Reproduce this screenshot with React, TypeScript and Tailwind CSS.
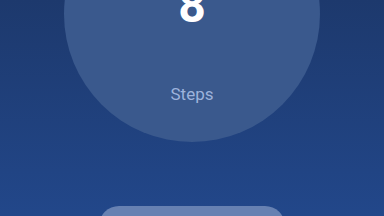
import React from "react";

export default function App() {
  return (
    <div
      className="w-[384px] h-[216px] overflow-hidden flex flex-col items-center bg-gradient-to-b from-[#1d396d] to-[#22478a]"
      style={{ fontFamily: "Roboto, 'Noto Sans', sans-serif" }}
    >
      <div className="mt-[-114px] w-[256px] h-[256px] shrink-0 rounded-full bg-[#3a598d] flex flex-col items-center pt-[96px]">
        <div className="text-[48px] leading-[48px] font-bold text-white">8</div>
        <div className="mt-[54px] text-[17px] leading-[20px] text-[#9db3dc]">Steps</div>
      </div>
      <button className="mt-[64px] w-[186px] h-[48px] shrink-0 rounded-[20px] bg-[#6781b2]" />
    </div>
  );
}
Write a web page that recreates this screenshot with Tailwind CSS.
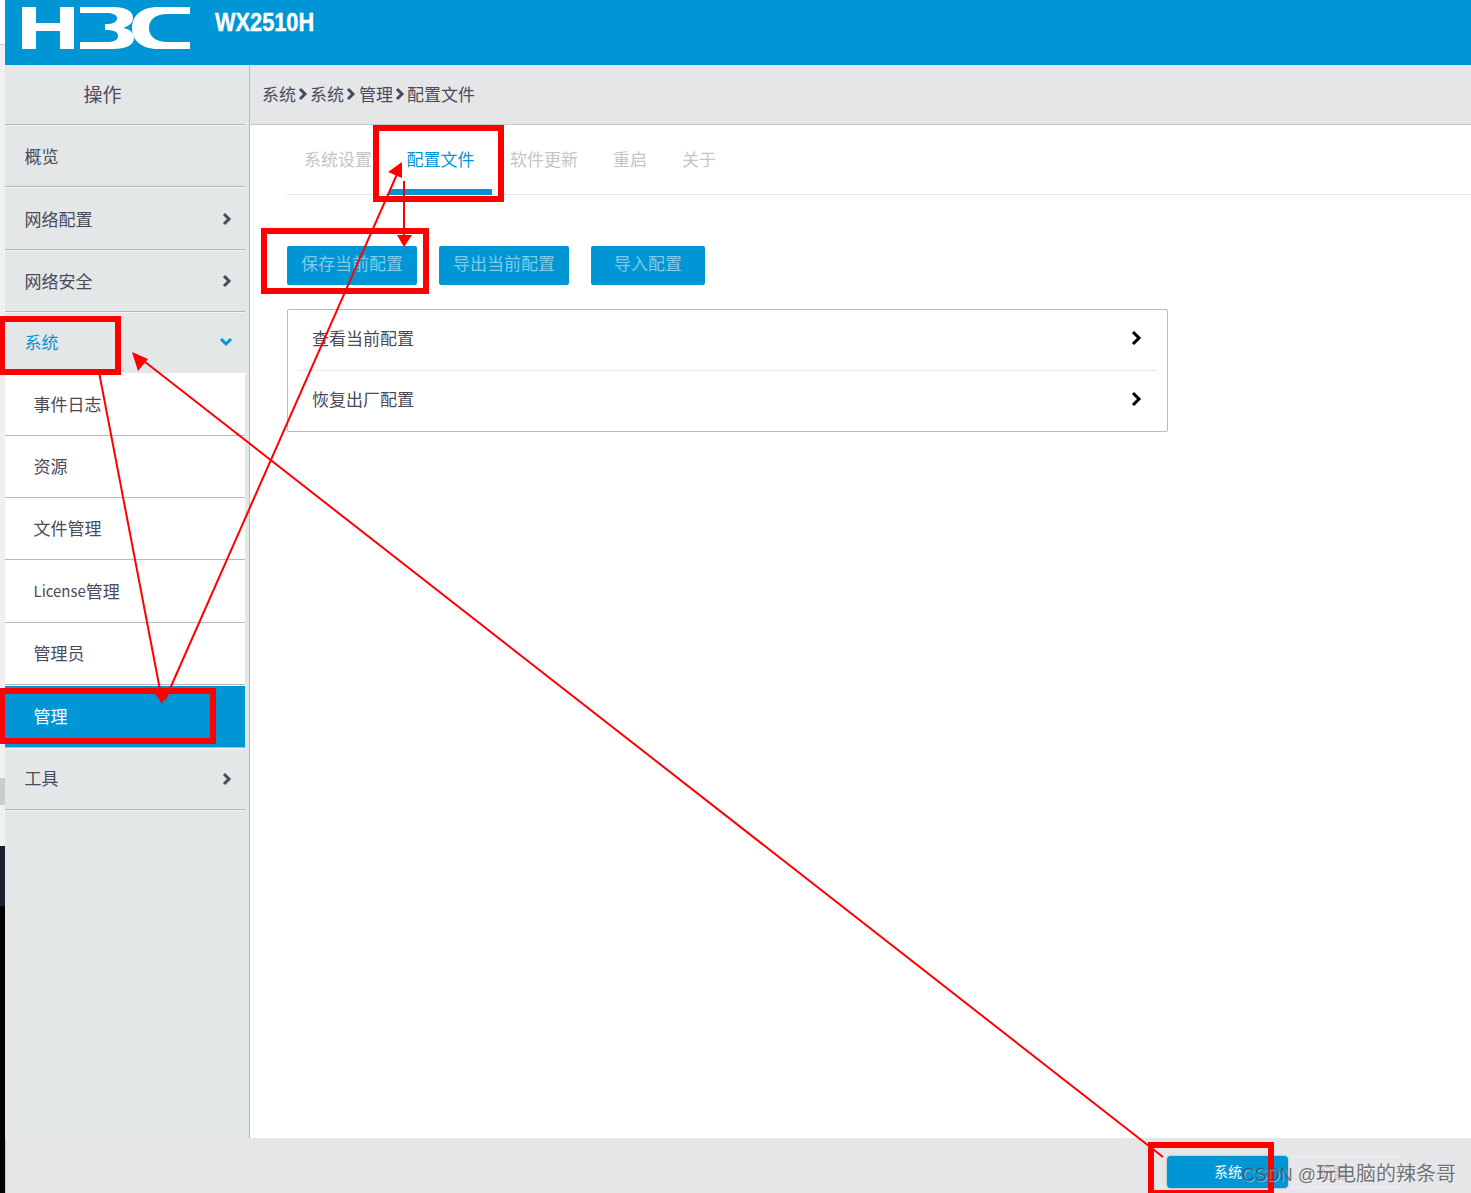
<!DOCTYPE html>
<html lang="zh">
<head>
<meta charset="utf-8">
<script src="https://cdn.jsdelivr.net/npm/@tailwindcss/browser@4"></script>
</head>
<body class="bg-white">
<div class="relative flex h-[1193px] w-[1471px] overflow-hidden font-['Noto_Sans_CJK_SC','Noto_Sans',sans-serif] text-[17px] text-[#4a4a5a]">
  <!-- left strip -->
  <div class="flex w-[5px] shrink-0 flex-col bg-[#f0f0f0]">
    <div class="h-[44px] bg-white"></div>
    <div class="h-px bg-[#c8c8c8]"></div>
    <div class="h-[733px]"></div>
    <div class="h-[27px] bg-[#cccccc]"></div>
    <div class="h-[41px]"></div>
    <div class="h-[60px] bg-[#1a2130]"></div>
    <div class="flex-1 bg-black"></div>
  </div>
  <div class="flex min-w-0 flex-1 flex-col">
    <!-- header -->
    <header class="flex h-[65px] shrink-0 items-start bg-[#0096d6]">
      <svg class="ml-[16px] mt-[7px]" width="170" height="42" viewBox="21 7 170 42" fill="#fff">
        <path d="M22 7H36V23H60V7H74V49H60V31H36V49H22z"/>
        <path d="M80 7H113C126 7 133 11 133 18C133 23 129 26 123 28C130 29 134 33 134 38C134 45 126 49 113 49H80V42H106C114 42 118 40 118 36C118 32 114 30 106 30H105V24H106C113 24 117 22 117 18C117 15 113 13 106 13H80z"/>
        <path d="M190 7V14H168C155 14 149 20 149 28C149 36 155 42 168 42H190V49H158C141 49 132 40 132 28C132 16 141 7 158 7z"/>
      </svg>
      <div class="ml-[24px] mt-[7px] origin-left font-['Liberation_Sans',sans-serif] text-[25px] font-bold leading-[30px] text-white [-webkit-text-stroke:0.4px_white] [transform:scaleX(0.87)]">WX2510H</div>
    </header>
    <div class="flex min-h-0 flex-1">
      <!-- sidebar -->
      <aside class="flex w-[245px] shrink-0 flex-col border-r border-[#b9b9b9] bg-[#e4e7e8]">
        <div class="flex h-[59px] w-[240px] items-center justify-center pr-[45px] text-[19px]">操作</div>
        <div class="h-[2px] w-[240px] border-t border-[#b4b4b4] bg-white/60"></div>
        <a class="flex h-[60px] w-[240px] items-center pb-[1px] pl-[19.5px]">概览</a>
        <div class="h-[2px] w-[240px] border-t border-[#b4b4b4] bg-white/60"></div>
        <a class="flex h-[61px] w-[240px] items-center justify-between pl-[19.5px] pr-[12px]">网络配置
          <svg width="12" height="14" viewBox="0 0 12 14" fill="none" stroke="#4a4a5a" stroke-width="3"><path d="M3 2l5 5-5 5"/></svg></a>
        <div class="h-[2px] w-[240px] border-t border-[#b4b4b4] bg-white/60"></div>
        <a class="flex h-[60px] w-[240px] items-center justify-between pl-[19.5px] pr-[12px]">网络安全
          <svg width="12" height="14" viewBox="0 0 12 14" fill="none" stroke="#4a4a5a" stroke-width="3"><path d="M3 2l5 5-5 5"/></svg></a>
        <div class="h-[2px] w-[240px] border-t border-[#b4b4b4] bg-white/60"></div>
        <a class="flex h-[60px] w-[240px] items-center justify-between pb-[2px] pl-[19.5px] pr-[12px] text-[#0096d6]">系统
          <svg width="14" height="12" viewBox="0 0 14 12" fill="none" stroke="#0096d6" stroke-width="3"><path d="M2 3l5 5 5-5"/></svg></a>
        <div class="flex w-[240px] flex-col bg-white">
          <a class="flex h-[63px] items-center border-b border-[#b9b9b9] pl-[28.5px]">事件日志</a>
          <a class="flex h-[62px] items-center border-b border-[#b9b9b9] pb-[2px] pl-[28.5px]">资源</a>
          <a class="flex h-[62px] items-center border-b border-[#b9b9b9] pb-[2px] pl-[28.5px]">文件管理</a>
          <a class="flex h-[63px] items-center border-b border-[#b9b9b9] pl-[28.5px]"><span class="text-[15px]">License</span>管理</a>
          <a class="flex h-[62px] items-center border-b border-[#b9b9b9] pb-[2px] pl-[28.5px]">管理员</a>
          <a class="mt-px flex h-[61px] items-center bg-[#0096d6] pb-[2px] pl-[28.5px] text-white">管理</a>
        </div>
        <div class="h-[2px] w-[240px] border-t border-[#b4b4b4] bg-white/60"></div>
        <a class="flex h-[60px] w-[240px] items-center justify-between pl-[19.5px] pr-[12px]"><span class="pb-[2px]">工具</span>
          <svg width="12" height="14" viewBox="0 0 12 14" fill="none" stroke="#4a4a5a" stroke-width="3"><path d="M3 2l5 5-5 5"/></svg></a>
        <div class="h-[2px] w-[240px] border-t border-[#b4b4b4] bg-white/60"></div>
      </aside>
      <main class="flex min-w-0 flex-1 flex-col">
        <div class="flex h-[60px] items-center gap-px border-b border-[#c8c8c8] bg-[#e5e6e8] pb-[2px] pl-[12px]">
          <span>系统</span><svg width="12" height="14" viewBox="0 0 12 14" fill="none" stroke="#4a4a5a" stroke-width="3"><path d="M3 2l5 5-5 5"/></svg>
          <span>系统</span><svg class="mr-px" width="12" height="14" viewBox="0 0 12 14" fill="none" stroke="#4a4a5a" stroke-width="3"><path d="M3 2l5 5-5 5"/></svg>
          <span>管理</span><svg width="12" height="14" viewBox="0 0 12 14" fill="none" stroke="#4a4a5a" stroke-width="3"><path d="M3 2l5 5-5 5"/></svg>
          <span>配置文件</span>
        </div>
        <div class="ml-[36px] flex h-[70px] border-b border-[#e5e5e5] text-[#c4c4c4]">
          <a class="flex h-[70px] items-center pb-[2px] pl-[18px] pr-[17px]">系统设置</a>
          <a class="flex h-[70px] w-[103px] items-center justify-center border-b-[6px] border-[#0096d6] pt-[4px] text-[#0096d6]">配置文件</a>
          <a class="flex h-[70px] items-center pb-[2px] pl-[18px] pr-[17px]">软件更新</a>
          <a class="flex h-[70px] items-center pb-[2px] pl-[18px] pr-[17px]">重启</a>
          <a class="flex h-[70px] items-center pb-[2px] pl-[18px] pr-[17px]">关于</a>
        </div>
        <div class="ml-[37px] mt-[51px] flex gap-[22px] text-[#7fcbe9]">
          <button class="h-[39px] w-[130px] rounded-[2px] bg-[#0096d6] pb-[5px]">保存当前配置</button>
          <button class="h-[39px] w-[130px] rounded-[2px] bg-[#0096d6] pb-[5px]">导出当前配置</button>
          <button class="h-[39px] w-[114px] rounded-[2px] bg-[#0096d6] pb-[5px]">导入配置</button>
        </div>
        <div class="ml-[37px] mt-[24px] w-[881px] rounded-[2px] border border-[#b9b9b9] px-[10px]">
          <div class="flex h-[61px] items-center justify-between border-b border-[#e8e8e8] pb-[5px] pl-[14px] pr-[13px]">查看当前配置
            <svg width="14" height="16" viewBox="0 0 14 16" fill="none" stroke="#000" stroke-width="3"><path d="M3 2l6 6-6 6"/></svg></div>
          <div class="flex h-[60px] items-center justify-between pb-[5px] pl-[14px] pr-[13px]">恢复出厂配置
            <svg width="14" height="16" viewBox="0 0 14 16" fill="none" stroke="#000" stroke-width="3"><path d="M3 2l6 6-6 6"/></svg></div>
        </div>
      </main>
    </div>
    <!-- footer -->
    <footer class="flex h-[55px] shrink-0 items-start justify-end border-l border-[#c8c8c8] bg-[#e5e6e8] pr-[66px] pt-[18px]">
      <div class="flex h-[32px] w-[239px] items-center rounded-[4px] border border-[#ebedef] bg-[#e6e7ea]">
        <div class="flex h-[32px] w-[121px] shrink-0 items-center justify-end rounded-[4px] bg-[#0096d6] pb-[2px] pr-[46px] text-[14px] text-white shadow-[0_0_2px_#888]">系统</div>
        <div class="ml-[30px] text-[14px] text-[#c2c4c8]">配置</div>
      </div>
    </footer>
  </div>
  <!-- red annotations -->
  <svg class="absolute left-0 top-0" width="1471" height="1193" viewBox="0 0 1471 1193" fill="none" stroke="#ff0000">
    <g stroke-width="6">
      <rect x="376" y="128" width="125" height="71"/>
      <rect x="264" y="231" width="162" height="60"/>
      <rect x="2" y="319" width="116" height="53"/>
      <rect x="2" y="691" width="211" height="50"/>
      <rect x="1151" y="1145" width="120" height="48"/>
    </g>
    <g stroke-width="2">
      <path d="M99 372L161 695"/>
      <path d="M165 700L398 172"/>
      <path d="M404 181V238"/>
      <path d="M1163 1157L140 358"/>
    </g>
    <g fill="#ff0000" stroke="none">
      <path d="M162 704L153 690L169 689z"/>
      <path d="M402 162L402 178L388 172z"/>
      <path d="M404 247L397 235L412 235z"/>
      <path d="M132 352L148 359L138 371z"/>
    </g>
  </svg>
  <!-- watermark -->
  <div class="absolute right-[15px] top-[1159px] whitespace-nowrap font-['Noto_Sans_CJK_SC',sans-serif] text-[20px] leading-[28px] text-[#3c3c3c]/70 [text-shadow:1px_1px_1px_rgba(255,255,255,0.45)]"><span class="font-['Liberation_Sans',sans-serif] text-[18px]">CSDN @</span>玩电脑的辣条哥</div>
</div>
</body>
</html>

-- Task statement --
Set down the records above word for word, from the first line through the line containing "import React from", both included; leave out the pictures.

-- Task response --
Reproduce this screenshot with React, TypeScript and Tailwind CSS.
import React from "react";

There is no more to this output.